Some Loose Ends Needed Tying

I haven’t yet resolved my issues with anxiety, and I haven’t asked another partner to tie me up—though I’m not ruling it out as a possibility for the future, when I’m ready. In the meantime though, when I catch myself envisioning my body as a trap I can’t escape, a place of painful thoughts and imminent disaster, I try to imagine the anxiety as something separate from myself. It’s a trick I learned from a counselor—she wanted me to understand that my worries are not me, and she told me to picture my anxiety as an adorable little monster inside of me, its words silly and non-threatening. It was a good idea, but now I’ve put a less-PC spin on it.

I see my anxiety as an echo of myself, a girl with rigid limbs and startled eyes; a plastic doll.  When I really look at her, she’s so small that I don’t need rope to contain her—a ribbon will do. I choose soothing colors, the green of dewy morning grass and the blue of a calm summer sea. Starting at her feet I work upward, wrapping carefully, lovingly, cocooning her plastic limbs, entwining the ribbons and creating something beautiful. When I reach her pink-painted, half-open mouth, I leave it uncovered. I can let my anxiety speak; as long as I know that she is not me, that I am bigger and stronger and more flexible, more flesh-and-blood than she, she will not overpower me.

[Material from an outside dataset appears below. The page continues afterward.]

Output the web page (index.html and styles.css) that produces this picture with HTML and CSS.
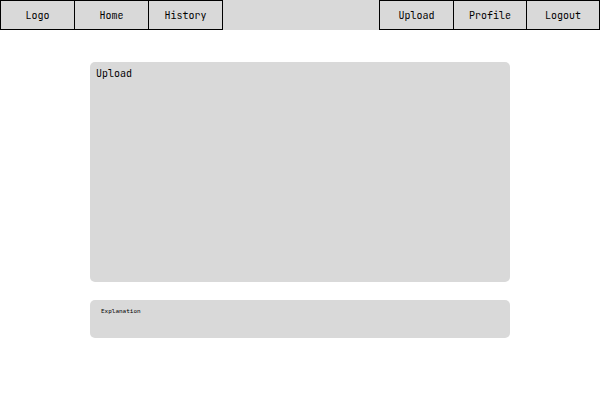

Sometimes I forget about my little worry doll, and my anxiety grows into something monstrous again; a Medusa who distracts me with her snarling snake-hair while she freezes me with her eyes. Conquering her is a process, and some moments are more challenging than others. Sometimes I still long for the simple, tactile reassurance of rope against flesh.

But the human mind is not so simply tamed. The mind is not simple; but it is strong. My mind is strong enough to distinguish the real threats from the false ones, my true beliefs from the monstrous voices in my head.

Anxiety is still a rope that binds me—but now, I know that only I have the power to unravel those knots.